[START OF Data provided]
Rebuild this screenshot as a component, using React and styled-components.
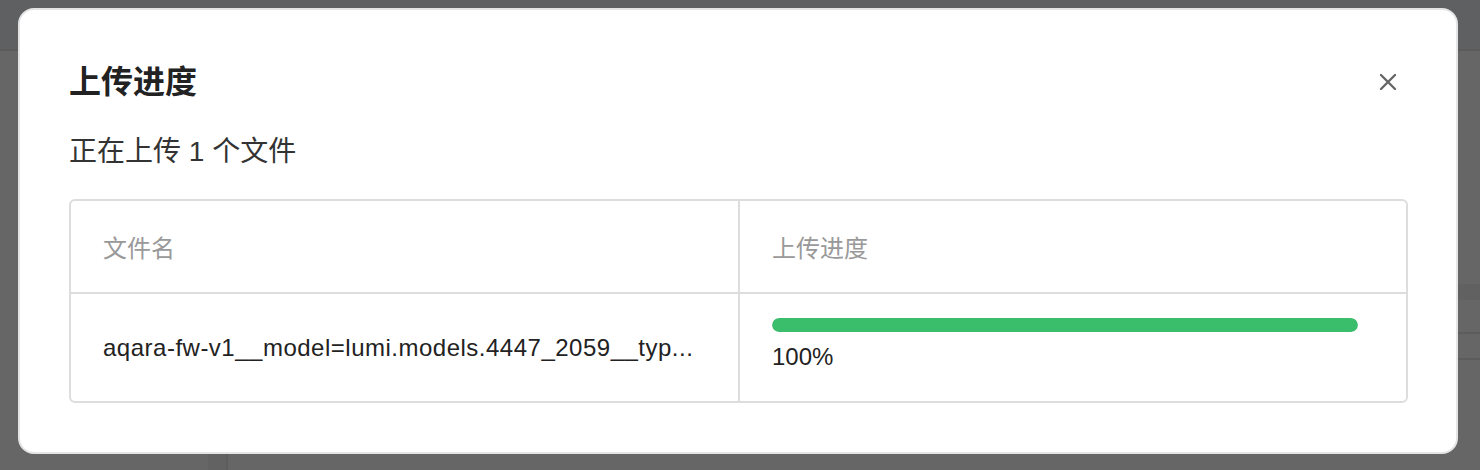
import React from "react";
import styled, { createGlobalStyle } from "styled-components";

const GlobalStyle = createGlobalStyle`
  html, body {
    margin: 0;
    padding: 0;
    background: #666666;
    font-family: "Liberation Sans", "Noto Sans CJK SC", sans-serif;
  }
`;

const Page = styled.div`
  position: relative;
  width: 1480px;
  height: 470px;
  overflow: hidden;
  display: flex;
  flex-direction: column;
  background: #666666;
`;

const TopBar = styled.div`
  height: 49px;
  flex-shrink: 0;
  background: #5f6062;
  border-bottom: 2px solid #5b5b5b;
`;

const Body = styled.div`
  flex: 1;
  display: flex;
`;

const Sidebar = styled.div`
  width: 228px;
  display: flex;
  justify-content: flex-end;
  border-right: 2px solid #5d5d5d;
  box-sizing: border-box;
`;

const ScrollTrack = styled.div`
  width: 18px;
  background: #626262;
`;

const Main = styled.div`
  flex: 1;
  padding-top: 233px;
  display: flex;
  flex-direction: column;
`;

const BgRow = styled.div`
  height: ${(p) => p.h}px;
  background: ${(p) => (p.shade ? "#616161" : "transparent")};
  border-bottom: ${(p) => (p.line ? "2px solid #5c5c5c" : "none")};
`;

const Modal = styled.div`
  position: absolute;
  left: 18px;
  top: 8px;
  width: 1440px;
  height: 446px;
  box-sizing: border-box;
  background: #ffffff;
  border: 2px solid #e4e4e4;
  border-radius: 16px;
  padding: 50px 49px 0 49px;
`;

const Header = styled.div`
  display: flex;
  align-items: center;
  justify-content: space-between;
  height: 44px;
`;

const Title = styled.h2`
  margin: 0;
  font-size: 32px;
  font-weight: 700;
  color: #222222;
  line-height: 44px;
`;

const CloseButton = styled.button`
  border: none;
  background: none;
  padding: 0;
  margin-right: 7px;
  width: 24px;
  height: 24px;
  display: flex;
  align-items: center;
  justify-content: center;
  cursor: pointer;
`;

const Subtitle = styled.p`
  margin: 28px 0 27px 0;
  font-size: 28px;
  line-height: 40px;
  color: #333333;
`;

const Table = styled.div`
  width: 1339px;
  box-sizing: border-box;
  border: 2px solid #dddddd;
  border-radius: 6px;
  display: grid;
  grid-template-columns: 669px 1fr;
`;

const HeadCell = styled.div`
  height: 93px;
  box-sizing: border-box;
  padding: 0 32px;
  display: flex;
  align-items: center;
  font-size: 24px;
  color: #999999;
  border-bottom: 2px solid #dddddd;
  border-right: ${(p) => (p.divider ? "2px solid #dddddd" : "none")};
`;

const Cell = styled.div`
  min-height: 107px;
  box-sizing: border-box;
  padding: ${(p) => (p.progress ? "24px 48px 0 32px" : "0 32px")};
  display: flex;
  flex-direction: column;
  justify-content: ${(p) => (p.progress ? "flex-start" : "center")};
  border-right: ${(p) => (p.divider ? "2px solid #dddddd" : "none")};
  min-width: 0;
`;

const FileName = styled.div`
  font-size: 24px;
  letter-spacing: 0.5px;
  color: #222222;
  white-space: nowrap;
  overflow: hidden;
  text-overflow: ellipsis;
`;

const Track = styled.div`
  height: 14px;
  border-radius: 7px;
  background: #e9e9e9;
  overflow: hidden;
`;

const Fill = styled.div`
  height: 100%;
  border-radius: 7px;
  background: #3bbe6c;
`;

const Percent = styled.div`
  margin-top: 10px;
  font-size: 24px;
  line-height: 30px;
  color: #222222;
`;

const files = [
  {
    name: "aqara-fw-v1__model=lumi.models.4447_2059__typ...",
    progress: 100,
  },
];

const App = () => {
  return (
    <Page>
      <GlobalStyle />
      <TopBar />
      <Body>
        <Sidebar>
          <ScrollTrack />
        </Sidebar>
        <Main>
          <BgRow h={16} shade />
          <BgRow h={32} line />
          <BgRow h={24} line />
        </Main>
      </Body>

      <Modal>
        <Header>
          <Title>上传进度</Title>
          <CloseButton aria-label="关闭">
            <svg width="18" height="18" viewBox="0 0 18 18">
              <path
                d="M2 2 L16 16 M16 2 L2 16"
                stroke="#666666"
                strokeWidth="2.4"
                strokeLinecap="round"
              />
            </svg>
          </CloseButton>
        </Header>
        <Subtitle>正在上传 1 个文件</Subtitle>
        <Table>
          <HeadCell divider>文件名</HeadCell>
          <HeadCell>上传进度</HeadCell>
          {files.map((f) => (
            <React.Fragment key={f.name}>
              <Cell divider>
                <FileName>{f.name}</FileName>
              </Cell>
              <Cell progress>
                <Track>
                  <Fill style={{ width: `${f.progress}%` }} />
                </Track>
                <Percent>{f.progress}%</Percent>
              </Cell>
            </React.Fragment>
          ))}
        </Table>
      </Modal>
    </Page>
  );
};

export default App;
[END OF Data provided]
Given exercise: Copy the material exactly. Do not include the pictures.

Expected answer:
Rebuild this screenshot as a component, using React and styled-components.
import React from "react";
import styled, { createGlobalStyle } from "styled-components";

const GlobalStyle = createGlobalStyle`
  html, body {
    margin: 0;
    padding: 0;
    background: #666666;
    font-family: "Liberation Sans", "Noto Sans CJK SC", sans-serif;
  }
`;

const Page = styled.div`
  position: relative;
  width: 1480px;
  height: 470px;
  overflow: hidden;
  display: flex;
  flex-direction: column;
  background: #666666;
`;

const TopBar = styled.div`
  height: 49px;
  flex-shrink: 0;
  background: #5f6062;
  border-bottom: 2px solid #5b5b5b;
`;

const Body = styled.div`
  flex: 1;
  display: flex;
`;

const Sidebar = styled.div`
  width: 228px;
  display: flex;
  justify-content: flex-end;
  border-right: 2px solid #5d5d5d;
  box-sizing: border-box;
`;

const ScrollTrack = styled.div`
  width: 18px;
  background: #626262;
`;

const Main = styled.div`
  flex: 1;
  padding-top: 233px;
  display: flex;
  flex-direction: column;
`;

const BgRow = styled.div`
  height: ${(p) => p.h}px;
  background: ${(p) => (p.shade ? "#616161" : "transparent")};
  border-bottom: ${(p) => (p.line ? "2px solid #5c5c5c" : "none")};
`;

const Modal = styled.div`
  position: absolute;
  left: 18px;
  top: 8px;
  width: 1440px;
  height: 446px;
  box-sizing: border-box;
  background: #ffffff;
  border: 2px solid #e4e4e4;
  border-radius: 16px;
  padding: 50px 49px 0 49px;
`;

const Header = styled.div`
  display: flex;
  align-items: center;
  justify-content: space-between;
  height: 44px;
`;

const Title = styled.h2`
  margin: 0;
  font-size: 32px;
  font-weight: 700;
  color: #222222;
  line-height: 44px;
`;

const CloseButton = styled.button`
  border: none;
  background: none;
  padding: 0;
  margin-right: 7px;
  width: 24px;
  height: 24px;
  display: flex;
  align-items: center;
  justify-content: center;
  cursor: pointer;
`;

const Subtitle = styled.p`
  margin: 28px 0 27px 0;
  font-size: 28px;
  line-height: 40px;
  color: #333333;
`;

const Table = styled.div`
  width: 1339px;
  box-sizing: border-box;
  border: 2px solid #dddddd;
  border-radius: 6px;
  display: grid;
  grid-template-columns: 669px 1fr;
`;

const HeadCell = styled.div`
  height: 93px;
  box-sizing: border-box;
  padding: 0 32px;
  display: flex;
  align-items: center;
  font-size: 24px;
  color: #999999;
  border-bottom: 2px solid #dddddd;
  border-right: ${(p) => (p.divider ? "2px solid #dddddd" : "none")};
`;

const Cell = styled.div`
  min-height: 107px;
  box-sizing: border-box;
  padding: ${(p) => (p.progress ? "24px 48px 0 32px" : "0 32px")};
  display: flex;
  flex-direction: column;
  justify-content: ${(p) => (p.progress ? "flex-start" : "center")};
  border-right: ${(p) => (p.divider ? "2px solid #dddddd" : "none")};
  min-width: 0;
`;

const FileName = styled.div`
  font-size: 24px;
  letter-spacing: 0.5px;
  color: #222222;
  white-space: nowrap;
  overflow: hidden;
  text-overflow: ellipsis;
`;

const Track = styled.div`
  height: 14px;
  border-radius: 7px;
  background: #e9e9e9;
  overflow: hidden;
`;

const Fill = styled.div`
  height: 100%;
  border-radius: 7px;
  background: #3bbe6c;
`;

const Percent = styled.div`
  margin-top: 10px;
  font-size: 24px;
  line-height: 30px;
  color: #222222;
`;

const files = [
  {
    name: "aqara-fw-v1__model=lumi.models.4447_2059__typ...",
    progress: 100,
  },
];

const App = () => {
  return (
    <Page>
      <GlobalStyle />
      <TopBar />
      <Body>
        <Sidebar>
          <ScrollTrack />
        </Sidebar>
        <Main>
          <BgRow h={16} shade />
          <BgRow h={32} line />
          <BgRow h={24} line />
        </Main>
      </Body>

      <Modal>
        <Header>
          <Title>上传进度</Title>
          <CloseButton aria-label="关闭">
            <svg width="18" height="18" viewBox="0 0 18 18">
              <path
                d="M2 2 L16 16 M16 2 L2 16"
                stroke="#666666"
                strokeWidth="2.4"
                strokeLinecap="round"
              />
            </svg>
          </CloseButton>
        </Header>
        <Subtitle>正在上传 1 个文件</Subtitle>
        <Table>
          <HeadCell divider>文件名</HeadCell>
          <HeadCell>上传进度</HeadCell>
          {files.map((f) => (
            <React.Fragment key={f.name}>
              <Cell divider>
                <FileName>{f.name}</FileName>
              </Cell>
              <Cell progress>
                <Track>
                  <Fill style={{ width: `${f.progress}%` }} />
                </Track>
                <Percent>{f.progress}%</Percent>
              </Cell>
            </React.Fragment>
          ))}
        </Table>
      </Modal>
    </Page>
  );
};

export default App;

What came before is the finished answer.